Faculty Associate Dean Yung-Yi Diana Pan
Yung-Yi Diana Pan is foremost a teacher and mentor. As a 1.5-generation immigrant and first-generation college student, she was inspired by her own educator role models to pursue higher education. She challenges her students to underscore their own positionality and experiences in their own education journey.
Inspired by her childhood growing up in the Pacific Northwest, Pan’s research broadly examines the experiences of nonwhite individuals in predominantly white spaces. Her primary spaces of inquiry are elite professions. Pan’s previous work focused on processes of racialization in law school; she is the author of Incidental Racialization: Performative Assimilation in Law School (Temple Univ. Press, 2017). Building on that project, Diana’s current work interrogates the role(s) and significance of diversity, writ large, in three elite professions: law, medicine, and higher education. Her work has appeared in sociology and interdisciplinary journals.

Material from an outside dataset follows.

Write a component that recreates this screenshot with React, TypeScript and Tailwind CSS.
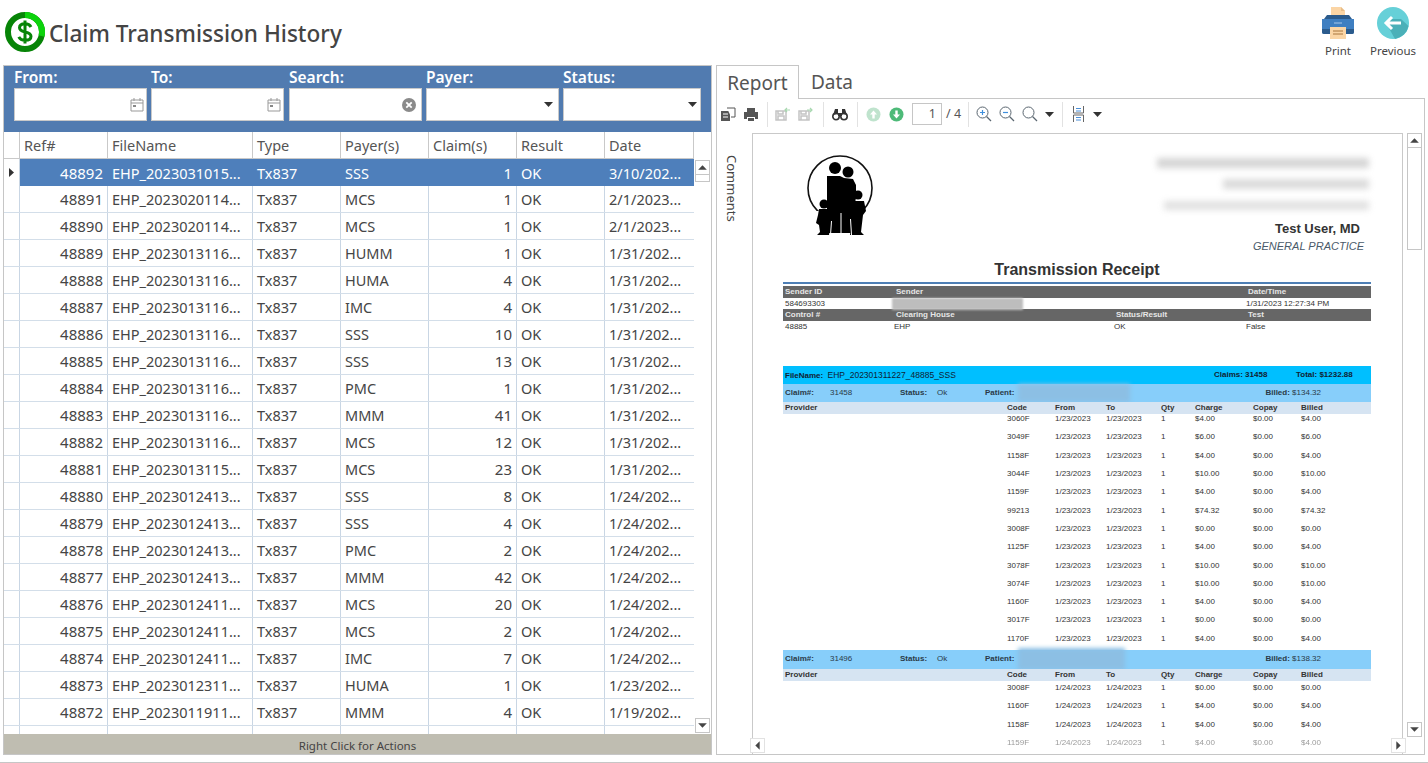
type Row = { ref: number; file: string; payer: string; claims: number; date: string };

const ROWS: Row[] = [
  { ref: 48892, file: "EHP_2023031015...", payer: "SSS", claims: 1, date: "3/10/202..." },
  { ref: 48891, file: "EHP_2023020114...", payer: "MCS", claims: 1, date: "2/1/2023..." },
  { ref: 48890, file: "EHP_2023020114...", payer: "MCS", claims: 1, date: "2/1/2023..." },
  { ref: 48889, file: "EHP_2023013116...", payer: "HUMM", claims: 1, date: "1/31/202..." },
  { ref: 48888, file: "EHP_2023013116...", payer: "HUMA", claims: 4, date: "1/31/202..." },
  { ref: 48887, file: "EHP_2023013116...", payer: "IMC", claims: 4, date: "1/31/202..." },
  { ref: 48886, file: "EHP_2023013116...", payer: "SSS", claims: 10, date: "1/31/202..." },
  { ref: 48885, file: "EHP_2023013116...", payer: "SSS", claims: 13, date: "1/31/202..." },
  { ref: 48884, file: "EHP_2023013116...", payer: "PMC", claims: 1, date: "1/31/202..." },
  { ref: 48883, file: "EHP_2023013116...", payer: "MMM", claims: 41, date: "1/31/202..." },
  { ref: 48882, file: "EHP_2023013116...", payer: "MCS", claims: 12, date: "1/31/202..." },
  { ref: 48881, file: "EHP_2023013115...", payer: "MCS", claims: 23, date: "1/31/202..." },
  { ref: 48880, file: "EHP_2023012413...", payer: "SSS", claims: 8, date: "1/24/202..." },
  { ref: 48879, file: "EHP_2023012413...", payer: "SSS", claims: 4, date: "1/24/202..." },
  { ref: 48878, file: "EHP_2023012413...", payer: "PMC", claims: 2, date: "1/24/202..." },
  { ref: 48877, file: "EHP_2023012413...", payer: "MMM", claims: 42, date: "1/24/202..." },
  { ref: 48876, file: "EHP_2023012411...", payer: "MCS", claims: 20, date: "1/24/202..." },
  { ref: 48875, file: "EHP_2023012411...", payer: "MCS", claims: 2, date: "1/24/202..." },
  { ref: 48874, file: "EHP_2023012411...", payer: "IMC", claims: 7, date: "1/24/202..." },
  { ref: 48873, file: "EHP_2023012311...", payer: "HUMA", claims: 1, date: "1/23/202..." },
  { ref: 48872, file: "EHP_2023011911...", payer: "MMM", claims: 4, date: "1/19/202..." },
];

type Item = [string, string, string, string];

const ITEMS_A: Item[] = [
  ["3060F", "$4.00", "$0.00", "$4.00"],
  ["3049F", "$6.00", "$0.00", "$6.00"],
  ["1158F", "$4.00", "$0.00", "$4.00"],
  ["3044F", "$10.00", "$0.00", "$10.00"],
  ["1159F", "$4.00", "$0.00", "$4.00"],
  ["99213", "$74.32", "$0.00", "$74.32"],
  ["3008F", "$0.00", "$0.00", "$0.00"],
  ["1125F", "$4.00", "$0.00", "$4.00"],
  ["3078F", "$10.00", "$0.00", "$10.00"],
  ["3074F", "$10.00", "$0.00", "$10.00"],
  ["1160F", "$4.00", "$0.00", "$4.00"],
  ["3017F", "$0.00", "$0.00", "$0.00"],
  ["1170F", "$4.00", "$0.00", "$4.00"],
];

const ITEMS_B: Item[] = [
  ["3008F", "$0.00", "$0.00", "$0.00"],
  ["1160F", "$4.00", "$0.00", "$4.00"],
  ["1158F", "$4.00", "$0.00", "$4.00"],
  ["1159F", "$4.00", "$0.00", "$4.00"],
];

const CaretDown = () => (
  <svg width="9" height="5" viewBox="0 0 9 5" className="shrink-0">
    <path d="M0 0h9L4.5 5z" fill="#333" />
  </svg>
);

const Sep = () => <div className="w-px h-[25px] bg-[#e2e2e2] shrink-0" />;

const DollarLogo = () => (
  <svg width="40" height="40" viewBox="0 0 40 40" className="shrink-0">
    <circle cx="20" cy="20" r="17" fill="#fff" stroke="#078407" strokeWidth="6" />
    <path d="M20 3a17 17 0 0 1 16.5 21" fill="none" stroke="#0cd30c" strokeWidth="6" />
    <path
      d="M26 15c-1-2-3-3.200-6-3.200-3.500 0-5.500 1.700-5.500 4 0 5.600 11.500 2.800 11.500 8.500 0 2.600-2.300 4-5.800 4-3.200 0-5.400-1.200-6.400-3.400M20 8.500v23"
      fill="none"
      stroke="#078407"
      strokeWidth="3"
    />
  </svg>
);

const PrintIcon = () => (
  <svg width="32" height="32" viewBox="0 0 32 32">
    <path d="M9 0h10l4 4v10H9z" fill="#fbd5a5" />
    <path d="M19 0l4 4h-4z" fill="#e8bd88" />
    <path d="M5 8h22l3 4H2z" fill="#2b5b8c" />
    <path d="M0 12h32v13a2 2 0 0 1-2 2H2a2 2 0 0 1-2-2z" fill="#3f7fc1" />
    <path d="M0 22h32v3a2 2 0 0 1-2 2H2a2 2 0 0 1-2-2z" fill="#2b5b8c" />
    <path d="M8 20h16v12H8z" fill="#fbd5a5" />
    <path d="M11 24h10M11 27h10" stroke="#a9773f" />
    <path d="M12 16h8" stroke="#a9c9ea" />
  </svg>
);

const PreviousIcon = () => (
  <svg width="32" height="32" viewBox="0 0 32 32">
    <circle cx="16" cy="16" r="16" fill="#66d0d8" />
    <path d="M9 16l9 15.900A16 16 0 0 0 31.500 19L24 12H14z" fill="#4bb0b8" />
    <path d="M15 10l-6 6 6 6M10 16h14" fill="none" stroke="#fff" strokeWidth="3" />
  </svg>
);

const CalendarIcon = () => (
  <svg width="14" height="15" viewBox="0 0 14 15">
    <path d="M1 3h12v11H1zM1 6h12M4 1v3M10 1v3" fill="none" stroke="#999" />
    <rect x="3" y="8" width="3" height="2" fill="#888" />
  </svg>
);

const ClearIcon = () => (
  <svg width="14" height="14" viewBox="0 0 14 14">
    <circle cx="7" cy="7" r="7" fill="#8a8a8a" />
    <path d="M4.300 4.300l5.400 5.400M9.700 4.300l-5.400 5.400" stroke="#fff" strokeWidth="1.800" />
  </svg>
);

const FamilyLogo = () => (
  <svg width="68" height="82" viewBox="0 0 68 82">
    <circle cx="33" cy="33" r="32" fill="none" stroke="#111" strokeWidth="1.600" />
    <rect x="0" y="56" width="12" height="26" fill="#fff" />
    <rect x="56" y="56" width="12" height="26" fill="#fff" />
    <g fill="#000">
      <circle cx="28" cy="13" r="6" />
      <circle cx="41" cy="17" r="5.500" />
      <path d="M20 21h13l4 2 9 1 3 6v12l-5 36H20z" />
      <circle cx="51" cy="40" r="4.500" />
      <path d="M46 46h11l2 10-3 4-2 17 3 3H43z" />
      <circle cx="17" cy="49" r="4.500" />
      <path d="M12 54h9l3 12-2 14H10l3-3-1-7-3-2 2-8z" />
    </g>
    <path d="M24.500 66l-1 14M43.500 64l1 16M34 58v20" stroke="#fff" strokeWidth="1" />
  </svg>
);

const UpDownCircle = ({ up, fill }: { up: boolean; fill: string }) => (
  <svg width="15" height="15" viewBox="0 0 15 15" className="shrink-0">
    <circle cx="7.500" cy="7.500" r="7" fill={fill} />
    <path d={up ? "M7.500 3.500l-3.500 4h2.300v4h2.400v-4H11z" : "M7.500 11.500l-3.500-4h2.300v-4h2.400v4H11z"} fill="#fff" />
  </svg>
);

const ExportIcon = ({ right }: { right?: boolean }) => (
  <svg width="16" height="14" viewBox="0 0 16 14" className="shrink-0">
    <path d="M1 4h10v9H1zM3 4v3h5V4M3 13V9h6v4" fill="none" stroke="#c4c4c4" strokeWidth="1.500" />
    <path d={right ? "M9 3h5M12 1l2 2-2 2" : "M15 3h-5M12 1l-2 2 2 2"} fill="none" stroke="#a8d8b0" strokeWidth="1.200" />
  </svg>
);

const Magnifier = ({ mark }: { mark?: "plus" | "minus" }) => (
  <svg width="16" height="16" viewBox="0 0 16 16" className="shrink-0">
    <circle cx="6.500" cy="6.500" r="5.500" fill="none" stroke="#5a6670" />
    <path d="M10.500 10.500L15 15" stroke="#5a6670" strokeWidth="1.300" />
    {mark && <path d={mark === "plus" ? "M4 6.500h5M6.500 4v5" : "M4 6.500h5"} stroke="#3f8fdc" strokeWidth="1.200" />}
  </svg>
);

const BinocularsIcon = () => (
  <svg width="16" height="14" viewBox="0 0 16 14" className="shrink-0">
    <circle cx="4" cy="9.500" r="3.200" fill="none" stroke="#333" strokeWidth="1.600" />
    <circle cx="12" cy="9.500" r="3.200" fill="none" stroke="#333" strokeWidth="1.600" />
    <path d="M1 8l2-6h3v5M15 8l-2-6h-3v5M6 6h4v3H6z" fill="#333" />
  </svg>
);

const ScrollBtn = ({ dir, className }: { dir: "up" | "down" | "left" | "right"; className?: string }) => {
  const d = {
    up: "M4 10h8L8 6z",
    down: "M4 6h8l-4 4z",
    left: "M10 4v8L6 8z",
    right: "M6 4v8l4-4z",
  }[dir];
  return (
    <div className={`w-[15px] h-[15px] border border-[#c6c6c6] bg-white flex items-center justify-center ${className ?? ""}`}>
      <svg width="13" height="13" viewBox="2 2 12 12">
        <path d={d} fill="#444" />
      </svg>
    </div>
  );
};

const Field = ({ label, className, children }: { label: string; className: string; children?: React.ReactNode }) => (
  <div className="flex flex-col">
    <span className="text-[15.5px] leading-[21px] font-semibold text-white">{label}</span>
    <div className={`h-[33px] bg-white border border-[#c9c9c9] flex items-center justify-end ${className}`}>{children}</div>
  </div>
);

const DataRow = ({ row, selected }: { row?: Row; selected?: boolean }) => {
  const cell = `${selected ? "border-[#4e7fbb]" : "border-[#c9d6e4]"} border-r h-full flex items-center px-[4px] overflow-hidden whitespace-nowrap shrink-0`;
  return (
    <div className={`flex h-[27px] shrink-0 ${selected ? "bg-[#4e7fbb] text-white" : "border-b border-[#d3dee9] text-[#454545]"}`}>
      <div className="w-[16px] h-full shrink-0 bg-white border-r border-[#c9d6e4] flex items-center pl-[5px]">
        {selected && (
          <svg width="5" height="9" viewBox="0 0 5 9" className="shrink-0">
            <path d="M0 0l5 4.500L0 9z" fill="#333" />
          </svg>
        )}
      </div>
      <div className={`${cell} w-[88px] justify-end text-[15px] pt-[1px]`}>{row?.ref}</div>
      <div className={`${cell} w-[145px] pt-[2px]`}>{row?.file}</div>
      <div className={`${cell} w-[88px] pt-[2px]`}>{row && "Tx837"}</div>
      <div className={`${cell} w-[88px] pt-[2px]`}>{row?.payer}</div>
      <div className={`${cell} w-[88px] justify-end text-[15px] pt-[1px]`}>{row?.claims}</div>
      <div className={`${cell} w-[88px] pt-[2px]`}>{row && "OK"}</div>
      <div className={`${cell} w-[88px] pt-[2px] border-r-0`}>{row?.date}</div>
    </div>
  );
};

const HeadCell = ({ label, width }: { label: string; width: string }) => (
  <div className={`${width} shrink-0 h-full border-r border-[#c9c9c9] flex items-center px-[4px] pt-[2px]`}>{label}</div>
);

const DocHeadRow = ({ cells }: { cells: [string, string][] }) => (
  <div className="flex h-[12px] bg-[#666666] items-center font-bold text-[#e6e6e6] w-[588px]">
    {cells.map(([label, w]) => (
      <span key={label} className={`${w} pl-[2px] shrink-0`}>
        {label}
      </span>
    ))}
  </div>
);

const ClaimBar = ({ num, billed, height, blur }: { num: string; billed: string; height: string; blur: string }) => (
  <div className={`flex ${height} bg-[#87cefa] items-center text-[#2a3a48] font-bold w-[588px]`}>
    <span className="w-[47px] pl-[2px] shrink-0">Claim#:</span>
    <span className="w-[70px] shrink-0 font-normal">{num}</span>
    <span className="w-[37px] shrink-0">Status:</span>
    <span className="w-[48px] shrink-0 font-normal">Ok</span>
    <span className="w-[33px] shrink-0">Patient:</span>
    <div className={`${blur} bg-[#8cbfe4] blur-[2px] shrink-0`} />
    <span className="ml-auto mr-[50px]">
      Billed: <span className="font-normal">{billed}</span>
    </span>
  </div>
);

const ProviderBar = () => (
  <div className="flex h-[12px] bg-[#d6e4f2] items-center font-bold text-[#333] w-[588px] relative">
    <span className="w-[224px] pl-[2px] shrink-0">Provider</span>
    <span className="w-[48px] shrink-0">Code</span>
    <span className="w-[51px] shrink-0">From</span>
    <span className="w-[55px] shrink-0">To</span>
    <span className="w-[34px] shrink-0">Qty</span>
    <span className="w-[58px] shrink-0">Charge</span>
    <span className="w-[48px] shrink-0">Copay</span>
    <span>Billed</span>
  </div>
);

const ItemRow = ({ item, date, faded }: { item: Item; date: string; faded?: boolean }) => (
  <div className={`flex h-[18.3px] items-center w-[588px] text-[#333] ${faded ? "opacity-50" : ""}`}>
    <span className="w-[224px] shrink-0" />
    <span className="w-[48px] shrink-0">{item[0]}</span>
    <span className="w-[51px] shrink-0">{date}</span>
    <span className="w-[55px] shrink-0">{date}</span>
    <span className="w-[34px] shrink-0">1</span>
    <span className="w-[58px] shrink-0">{item[1]}</span>
    <span className="w-[48px] shrink-0">{item[2]}</span>
    <span>{item[3]}</span>
  </div>
);

const ReportPage = () => (
  <div className="w-[651px] h-[621px] shrink-0 bg-white border-t border-l border-r border-[#c9c9c9] overflow-hidden pl-[30px] font-['Liberation_Sans',sans-serif] text-[8px] leading-none">
    <div className="flex h-[98px] w-[588px] relative">
      <div className="ml-[24px] mt-[21px]">
        <FamilyLogo />
      </div>
      <div className="absolute left-[368px] top-[16px] w-[218px] h-[66px] flex flex-col items-end justify-around pt-[2px] blur-[3px] opacity-35">
        <div className="w-[212px] h-[10px] bg-[#888]" />
        <div className="w-[146px] h-[10px] bg-[#999]" />
        <div className="w-[205px] h-[9px] bg-[#aaa]" />
      </div>
      <div className="absolute right-[11px] top-[88px] text-[13px] font-bold text-[#333]">Test User, MD</div>
    </div>
    <div className="w-[588px] text-right pr-[7px] text-[11px] italic text-[#4a5a6a] mt-[9px] h-[15px]">GENERAL PRACTICE</div>
    <div className="w-[588px] text-center text-[16px] font-bold text-[#333] mt-[6px] h-[19px]">Transmission Receipt</div>
    <div className="w-[588px] h-[2px] bg-[#4e7fb5] mt-[1px] mb-[2px]" />
    <DocHeadRow cells={[["Sender ID", "w-[111px]"], ["Sender", "w-[352px]"], ["Date/Time", "w-[120px]"]]} />
    <div className="flex h-[11px] items-center w-[588px] text-[#333]">
      <span className="w-[109px] pl-[2px]">584693303</span>
      <div className="w-[131px] h-[12px] bg-[#bdbdbd] blur-[1px]" />
      <span className="ml-[223px]">1/31/2023 12:27:34 PM</span>
    </div>
    <DocHeadRow cells={[["Control #", "w-[111px]"], ["Clearing House", "w-[220px]"], ["Status/Result", "w-[132px]"], ["Test", "w-[100px]"]]} />
    <div className="flex h-[11px] items-center w-[588px] text-[#333]">
      <span className="w-[111px] pl-[2px]">48885</span>
      <span className="w-[220px]">EHP</span>
      <span className="w-[132px]">OK</span>
      <span>False</span>
    </div>
    <div className="flex h-[18px] bg-[#00bfff] items-center font-bold text-[#123] w-[588px] mt-[34px]">
      <span className="pl-[2px] w-[300px]">
        FileName: <span className="font-normal text-[8.5px] ml-[2px]">EHP_202301311227_48885_SSS</span>
      </span>
      <span className="ml-[131px] w-[82px]">Claims: 31458</span>
      <span>Total: $1232.88</span>
    </div>
    <ClaimBar num="31458" billed="$134.32" height="h-[18px]" blur="w-[112px] h-[18px]" />
    <ProviderBar />
    <div className="-mt-[4px]">
      {ITEMS_A.map((item) => (
        <ItemRow key={item[0]} item={item} date="1/23/2023" />
      ))}
    </div>
    <div className="mt-[2px]">
      <ClaimBar num="31496" billed="$138.32" height="h-[19px]" blur="w-[107px] h-[22px]" />
    </div>
    <ProviderBar />
    <div className="-mt-[2px]">
      {ITEMS_B.map((item, i) => (
        <ItemRow key={item[0]} item={item} date="1/24/2023" faded={i === 3} />
      ))}
    </div>
  </div>
);

export default function App() {
  return (
    <div className="w-[1428px] h-[763px] bg-white overflow-hidden font-['Noto_Sans',sans-serif] text-[#454545] flex flex-col">
      <header className="h-[65px] shrink-0 flex items-start pl-[5px] pt-[12px] pr-[8px]">
        <DollarLogo />
        <h1 className="text-[22.6px] leading-[44px] ml-[4px] font-medium text-[#444]">Claim Transmission History</h1>
        <div className="ml-auto -mt-[5px] flex">
          <div className="flex flex-col items-center w-[54px] mr-[1px]">
            <PrintIcon />
            <span className="text-[11.5px] leading-[18px] mt-[3px]">Print</span>
          </div>
          <div className="flex flex-col items-center w-[54px]">
            <PreviousIcon />
            <span className="text-[11.5px] leading-[18px] mt-[3px]">Previous</span>
          </div>
        </div>
      </header>

      <div className="flex h-[691px] pl-[3px] shrink-0">
        {/* left: history grid */}
        <section className="w-[709px] h-[690px] border border-[#c6c6c6] flex flex-col shrink-0 text-[14.5px]">
          <div className="h-[66px] bg-[#517bb0] flex px-[10px] pt-[1px] gap-[4px] shrink-0">
            <Field label="From:" className="w-[133px] pr-[2px]">
              <CalendarIcon />
            </Field>
            <Field label="To:" className="w-[133px] pr-[2px]">
              <CalendarIcon />
            </Field>
            <div className="ml-[1px]">
              <Field label="Search:" className="w-[133px] pr-[5px]">
                <ClearIcon />
              </Field>
            </div>
            <Field label="Payer:" className="w-[133px] pr-[5px]">
              <CaretDown />
            </Field>
            <Field label="Status:" className="w-[138px] pr-[3px]">
              <CaretDown />
            </Field>
          </div>
          <div className="flex flex-1 min-h-0">
            <div className="w-[690px] flex flex-col shrink-0 overflow-hidden">
              <div className="flex h-[27px] border-b border-[#c9c9c9] shrink-0 text-[#555]">
                <div className="w-[16px] shrink-0 h-full border-r border-[#c9c9c9]" />
                <HeadCell label="Ref#" width="w-[88px]" />
                <HeadCell label="FileName" width="w-[145px]" />
                <HeadCell label="Type" width="w-[88px]" />
                <HeadCell label="Payer(s)" width="w-[88px]" />
                <HeadCell label="Claim(s)" width="w-[88px]" />
                <HeadCell label="Result" width="w-[88px]" />
                <HeadCell label="Date" width="w-[89px]" />
              </div>
              {ROWS.map((row, i) => (
                <DataRow key={row.ref} row={row} selected={i === 0} />
              ))}
              <DataRow />
            </div>
            <div className="flex-1 flex flex-col pt-[28px] pl-[1px] pb-[1px]">
              <ScrollBtn dir="up" />
              <div className="w-[15px] h-[7px] border border-t-0 border-[#c6c6c6]" />
              <ScrollBtn dir="down" className="mt-auto" />
            </div>
          </div>
          <div className="h-[20px] bg-[#bfbdb1] shrink-0 text-center text-[11.5px] leading-[23px] text-[#444]">Right Click for Actions</div>
        </section>

        {/* right: report viewer */}
        <section className="w-[709px] ml-[4px] flex flex-col shrink-0">
          <div className="flex h-[33px] shrink-0 text-[19px] text-[#555] relative z-10">
            <div className="w-[83px] h-[34px] border border-b-0 border-[#c6c6c6] bg-white flex items-center justify-center pt-[2px]">Report</div>
            <div className="w-[54px] ml-[6px] flex items-center justify-center pt-[2px]">Data</div>
          </div>
          <div className="h-[657px] border border-[#c6c6c6] flex flex-col">
            <div className="h-[34px] shrink-0 flex items-center pb-[4px] pl-[3px] text-[12.5px] text-[#555]">
              <svg width="16" height="15" viewBox="0 0 16 15" className="shrink-0">
                <path d="M1 4h9v10H1z" fill="#555" />
                <path d="M7 1h8v9h-4" fill="#fff" stroke="#555" />
                <path d="M3 7h5M3 10h5" stroke="#fff" />
              </svg>
              <svg width="16" height="15" viewBox="0 0 16 15" className="ml-[7px] mr-[8px] shrink-0">
                <path d="M4 1h8v4H4zM1 5h14v7h-3v-2H4v2H1zM5 11h6v3H5z" fill="#555" />
              </svg>
              <Sep />
              <div className="ml-[7px] mr-[7px]">
                <ExportIcon />
              </div>
              <ExportIcon right />
              <div className="ml-[9px]">
                <Sep />
              </div>
              <div className="ml-[8px] mr-[9px]">
                <BinocularsIcon />
              </div>
              <Sep />
              <div className="ml-[8px] mr-[8px]">
                <UpDownCircle up fill="#bfe3cd" />
              </div>
              <UpDownCircle up={false} fill="#4dba78" />
              <div className="w-[30px] h-[22px] ml-[8px] border border-[#c6c6c6] flex items-center justify-end pr-[5px] shrink-0">1</div>
              <span className="ml-[4px] mr-[4px] w-[18px] shrink-0">/ 4</span>
              <Sep />
              <div className="ml-[7px]">
                <Magnifier mark="plus" />
              </div>
              <div className="ml-[7px]">
                <Magnifier mark="minus" />
              </div>
              <div className="ml-[7px] mr-[7px]">
                <Magnifier />
              </div>
              <CaretDown />
              <div className="ml-[8px]">
                <Sep />
              </div>
              <svg width="13" height="16" viewBox="0 0 13 16" className="ml-[9px] mr-[8px] shrink-0">
                <path d="M1.500 0v7h10V0M1.500 16v-7h10v7" fill="none" stroke="#666" />
                <path d="M4 2.500h5M4 5h5M4 11.500h5M4 14h5" stroke="#4a90d9" />
              </svg>
              <CaretDown />
            </div>
            <div className="flex flex-1 min-h-0 relative">
              <div className="w-[35px] shrink-0 flex justify-center pt-[22px] pr-[6px]">
                <span className="[writing-mode:vertical-rl] text-[13px] h-fit">Comments</span>
              </div>
              <ReportPage />
              <div className="flex-1 flex flex-col pl-[4px] pb-[17px]">
                <ScrollBtn dir="up" />
                <div className="w-[15px] h-[102px] border border-t-0 border-[#c6c6c6]" />
                <ScrollBtn dir="down" className="mt-auto" />
              </div>
              {/* horizontal scroll buttons float over the page */}
              <ScrollBtn dir="left" className="absolute left-[33px] bottom-[1px] border-[#e2e2e2]" />
              <ScrollBtn dir="right" className="absolute left-[674px] bottom-[1px] border-[#e2e2e2]" />
            </div>
          </div>
        </section>
      </div>
      <div className="h-px bg-[#c6c6c6] mt-[6px]" />
    </div>
  );
}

Pan extends her interdisciplinary lens and sociological imagination beyond Brooklyn College by serving in leadership roles of professional organizations, and by being a part of community social and racial justice efforts. A proud product of public schools, Diana earned a Ph.D. in Sociology from University of California, Irvine, M.A. in Ethnic Studies from San Francisco State University, and B.A.s in Political Science and Ethnic Studies from Oregon State University.